Letter 1301

Tchaikovsky Research
Date 24 September/6 October 1879
Addressed to Anatoly Tchaikovsky
Where written Grankino
Language Russian
Autograph Location Klin (Russia): Tchaikovsky State Memorial Musical Museum-Reserve (a3, No. 1260)
Publication Жизнь Петра Ильича Чайковского, том 2 (1901), p. 321 (abridged)
П. И. Чайковский. Письма к родным (1940), p. 624–625
П. И. Чайковский. Полное собрание сочинений, том VIII (1963), p. 374–375

Text

Russian text
(original)
Гранкино
24 сент[ября]

Толя! Наконец я приехал в Гранкино. Расскажу все подробности вкратце. Выехал из Москвы с чувствами величайшего восторга. Только побывав там, я понял, как сильно было для меня значение Ник[олая] Льв[овича] и до какой степени это был в самом деле единственный близкий мне человек. Москва стала для меня окончательно чужбиной. Ехал очень хорошо и благополучно до самого Харькова. Так как от прихода курьерского поезда до отхода вечернего поезда по направлению к Гранкино оставалось 12 часов, то я остановился в гостинице Grand Hôtel, куда пригласил накануне по телеграфу Кондратьева. Он отвечал, что приехать не может, чему я, собственно, был рад, ибо боялся, что он меня задержит на лишний день в Харькове. Предстоящая поездка в Гранкино пугала меня; приезд поезда на ст[анцию] Алексеевку в 4 ч[аса] ночи, неизвестность, будут ли Лошади, необходимость проехать 80 вёрст в холодную ночь — все это мне казалось страшным. Поэтому был весь день не в духе. После порядочного обеда в отеле ходил в театр, где шёл «Фауст» с Макаровой в Маргарите. Макарова мне очень понравилась своей симпатичностью и хорошим голосом, Борисов (Мефистофель) — голосом, а все остальное — порядочным ансамблем. В 12½ выехал из Харькова. В 4 часа прибыл в Алексеевку. Холод был ужасный. Лошади меня ожидали, но, по недоразумению, вместо фаэтона и тройки — какая-то поразительно неудобная нетычанка.

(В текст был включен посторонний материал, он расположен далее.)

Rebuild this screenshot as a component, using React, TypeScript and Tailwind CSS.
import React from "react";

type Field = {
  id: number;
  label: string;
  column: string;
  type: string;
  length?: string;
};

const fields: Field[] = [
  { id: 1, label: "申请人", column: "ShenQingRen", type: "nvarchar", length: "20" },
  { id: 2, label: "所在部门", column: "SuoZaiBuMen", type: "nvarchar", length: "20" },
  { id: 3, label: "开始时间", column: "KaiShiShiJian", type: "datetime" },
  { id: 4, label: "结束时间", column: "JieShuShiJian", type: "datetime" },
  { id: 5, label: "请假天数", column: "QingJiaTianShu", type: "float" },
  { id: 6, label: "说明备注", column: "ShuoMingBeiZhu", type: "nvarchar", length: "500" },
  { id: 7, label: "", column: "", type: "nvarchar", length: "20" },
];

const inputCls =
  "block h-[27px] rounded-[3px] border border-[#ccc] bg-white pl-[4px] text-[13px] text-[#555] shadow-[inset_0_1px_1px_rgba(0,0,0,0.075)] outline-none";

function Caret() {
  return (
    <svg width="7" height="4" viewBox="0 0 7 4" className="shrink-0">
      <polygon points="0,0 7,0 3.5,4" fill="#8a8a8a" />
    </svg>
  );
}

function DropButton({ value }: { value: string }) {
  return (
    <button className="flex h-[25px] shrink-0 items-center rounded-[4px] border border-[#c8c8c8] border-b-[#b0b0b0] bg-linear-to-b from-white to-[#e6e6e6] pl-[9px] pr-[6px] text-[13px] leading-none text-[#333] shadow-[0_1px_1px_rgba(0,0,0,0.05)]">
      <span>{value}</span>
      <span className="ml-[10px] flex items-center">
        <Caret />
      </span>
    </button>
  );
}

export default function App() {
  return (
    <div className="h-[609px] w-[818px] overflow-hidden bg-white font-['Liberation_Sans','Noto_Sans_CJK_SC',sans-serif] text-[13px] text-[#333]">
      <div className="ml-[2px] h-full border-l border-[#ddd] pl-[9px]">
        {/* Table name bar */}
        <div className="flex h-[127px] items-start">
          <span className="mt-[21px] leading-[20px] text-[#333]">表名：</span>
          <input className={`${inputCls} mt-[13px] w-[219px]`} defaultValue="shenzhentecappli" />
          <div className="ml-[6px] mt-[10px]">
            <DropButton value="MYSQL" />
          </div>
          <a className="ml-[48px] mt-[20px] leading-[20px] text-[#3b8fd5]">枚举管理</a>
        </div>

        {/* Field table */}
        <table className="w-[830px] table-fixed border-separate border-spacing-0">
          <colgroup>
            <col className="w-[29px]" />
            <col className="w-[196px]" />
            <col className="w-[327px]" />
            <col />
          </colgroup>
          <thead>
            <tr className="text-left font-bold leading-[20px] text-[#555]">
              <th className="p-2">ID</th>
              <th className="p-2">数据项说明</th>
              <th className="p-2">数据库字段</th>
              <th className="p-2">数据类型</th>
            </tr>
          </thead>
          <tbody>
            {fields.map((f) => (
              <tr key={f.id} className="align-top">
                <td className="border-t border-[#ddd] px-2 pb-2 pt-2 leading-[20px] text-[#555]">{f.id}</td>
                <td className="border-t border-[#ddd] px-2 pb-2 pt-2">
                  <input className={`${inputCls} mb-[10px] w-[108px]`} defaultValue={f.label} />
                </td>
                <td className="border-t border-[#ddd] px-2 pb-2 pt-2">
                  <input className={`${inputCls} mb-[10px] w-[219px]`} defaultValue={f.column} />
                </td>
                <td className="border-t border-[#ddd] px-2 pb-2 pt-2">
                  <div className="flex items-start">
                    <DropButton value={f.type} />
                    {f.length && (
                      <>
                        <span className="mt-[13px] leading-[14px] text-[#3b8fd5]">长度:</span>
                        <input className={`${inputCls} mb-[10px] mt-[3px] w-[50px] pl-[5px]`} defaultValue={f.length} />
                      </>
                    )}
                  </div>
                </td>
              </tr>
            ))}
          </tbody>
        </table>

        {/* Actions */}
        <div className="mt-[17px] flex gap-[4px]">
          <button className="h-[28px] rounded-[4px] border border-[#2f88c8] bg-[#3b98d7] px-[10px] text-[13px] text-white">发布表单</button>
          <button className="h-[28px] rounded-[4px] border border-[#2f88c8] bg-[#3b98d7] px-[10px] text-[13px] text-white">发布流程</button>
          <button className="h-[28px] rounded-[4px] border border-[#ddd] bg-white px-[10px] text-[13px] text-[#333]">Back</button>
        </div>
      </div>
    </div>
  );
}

Целых 40 вёрст, изнемогая от холода и тряски, я ехал до Циглеровки. Здесь меня радушно принял управляющий Шоффа и дал мне чудесный фаэтон с четвёркой, в коем я и доехал остальные 40 вёрст до Гранкино. Вследствие опять-таки недоразумения, здесь телеграмма моя не была получена, и появление моё было сюрпризом. Модя занимался с Колей, когда я вошёл, и удивлению не было конца. Герм[ан] Карл[ович] здесь, но завтра уезжает. Модест собирался в четверг в Каменку и недоумевал, где я? Теперь все устроилось от лично. Мы в четверг вместе отправляемся. Он дня три проведут в Каменке, и потом прямо в Петербург. Гранкино, сверх ожидания, мне очень понравилось. В общем оно напоминает Вербовку, — так же скромно, успокоительно и мило. В саду есть чудесные местечки и густая берёзовая аллея. Я нисколько не удивляюсь, что Модя предпочитает его Каменке, Обед был от личный, — потом мы с Модей долго бродили по степи.

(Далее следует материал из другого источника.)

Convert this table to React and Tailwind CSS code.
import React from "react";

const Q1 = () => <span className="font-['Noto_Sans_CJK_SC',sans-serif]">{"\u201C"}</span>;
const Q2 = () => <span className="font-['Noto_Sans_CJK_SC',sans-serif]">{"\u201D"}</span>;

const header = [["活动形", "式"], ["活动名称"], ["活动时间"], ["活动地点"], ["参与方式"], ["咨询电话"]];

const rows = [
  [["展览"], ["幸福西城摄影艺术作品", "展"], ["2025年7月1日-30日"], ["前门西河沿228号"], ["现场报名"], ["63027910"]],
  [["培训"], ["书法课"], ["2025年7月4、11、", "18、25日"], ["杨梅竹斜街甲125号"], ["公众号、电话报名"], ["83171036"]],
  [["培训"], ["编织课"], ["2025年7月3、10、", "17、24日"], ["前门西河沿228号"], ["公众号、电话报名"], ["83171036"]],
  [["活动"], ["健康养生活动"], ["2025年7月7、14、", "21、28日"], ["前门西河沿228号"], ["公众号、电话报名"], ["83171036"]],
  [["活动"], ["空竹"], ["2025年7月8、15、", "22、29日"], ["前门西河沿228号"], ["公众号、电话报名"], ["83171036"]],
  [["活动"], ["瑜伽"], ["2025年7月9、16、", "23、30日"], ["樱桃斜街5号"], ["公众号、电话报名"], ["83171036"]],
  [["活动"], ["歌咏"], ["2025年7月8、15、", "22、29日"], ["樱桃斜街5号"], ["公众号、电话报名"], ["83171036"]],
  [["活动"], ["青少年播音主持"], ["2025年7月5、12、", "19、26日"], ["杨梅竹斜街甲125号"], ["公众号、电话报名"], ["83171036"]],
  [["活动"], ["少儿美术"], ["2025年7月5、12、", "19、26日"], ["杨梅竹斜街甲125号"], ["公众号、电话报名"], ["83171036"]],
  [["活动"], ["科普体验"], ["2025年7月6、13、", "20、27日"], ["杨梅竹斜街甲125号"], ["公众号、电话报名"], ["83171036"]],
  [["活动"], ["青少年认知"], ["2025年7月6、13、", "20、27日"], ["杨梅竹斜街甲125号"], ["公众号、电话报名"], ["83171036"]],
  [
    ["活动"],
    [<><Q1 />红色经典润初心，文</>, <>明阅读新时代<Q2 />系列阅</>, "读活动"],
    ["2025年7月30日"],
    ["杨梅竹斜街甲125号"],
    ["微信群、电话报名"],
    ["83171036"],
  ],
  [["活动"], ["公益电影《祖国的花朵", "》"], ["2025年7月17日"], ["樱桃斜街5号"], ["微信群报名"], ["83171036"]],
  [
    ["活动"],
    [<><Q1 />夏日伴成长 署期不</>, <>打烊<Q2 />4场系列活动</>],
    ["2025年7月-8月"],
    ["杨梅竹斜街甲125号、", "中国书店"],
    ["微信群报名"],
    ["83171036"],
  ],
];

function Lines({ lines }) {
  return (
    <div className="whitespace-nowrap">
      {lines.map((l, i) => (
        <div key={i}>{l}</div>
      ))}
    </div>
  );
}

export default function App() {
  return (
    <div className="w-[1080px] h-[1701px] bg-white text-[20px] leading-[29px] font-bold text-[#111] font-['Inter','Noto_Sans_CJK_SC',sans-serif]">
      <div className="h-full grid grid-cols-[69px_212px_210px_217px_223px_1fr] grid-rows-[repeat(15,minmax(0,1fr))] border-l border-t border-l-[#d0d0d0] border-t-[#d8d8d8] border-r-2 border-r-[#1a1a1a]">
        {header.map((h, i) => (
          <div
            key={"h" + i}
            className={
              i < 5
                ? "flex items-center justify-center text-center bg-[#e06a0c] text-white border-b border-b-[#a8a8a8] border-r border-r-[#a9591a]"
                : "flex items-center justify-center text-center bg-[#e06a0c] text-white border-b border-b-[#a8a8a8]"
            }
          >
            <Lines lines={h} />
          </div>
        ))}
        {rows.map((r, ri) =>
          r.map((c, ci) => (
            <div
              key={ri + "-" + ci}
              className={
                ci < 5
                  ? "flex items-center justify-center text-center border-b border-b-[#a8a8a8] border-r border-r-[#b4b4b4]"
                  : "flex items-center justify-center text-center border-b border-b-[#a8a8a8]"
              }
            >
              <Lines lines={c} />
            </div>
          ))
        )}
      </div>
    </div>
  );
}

Об Лароше грустные известия. Модест виделся с ним в Харькове он заметил, что в обоих уже замечаются признаки взаимного неудовольствия. Денег у них оставалось немного, а новых достать очень трудно. Наконец они уехали в Таганрог — Бог знает зачем? Оттуда Ларош хотел один приехать сюда, но третьего дня пришла телеграмма, что у них деньги украдены и что двинуться никуда не могут. Одним словом, ненормальность связи начинает давать себя чувствовать. Хочу теперь узнать, до какой степени нуждается Ларош в деньгах, и если в самом деле плохо (крайности быть не может, так как у неё много бриллиантов), то придётся помочь, хотя у меня теперь всего 70 р[ублей] в кармане. Жду с нетерпением от тебя письма. Целую крепко. Пиши в Каменку.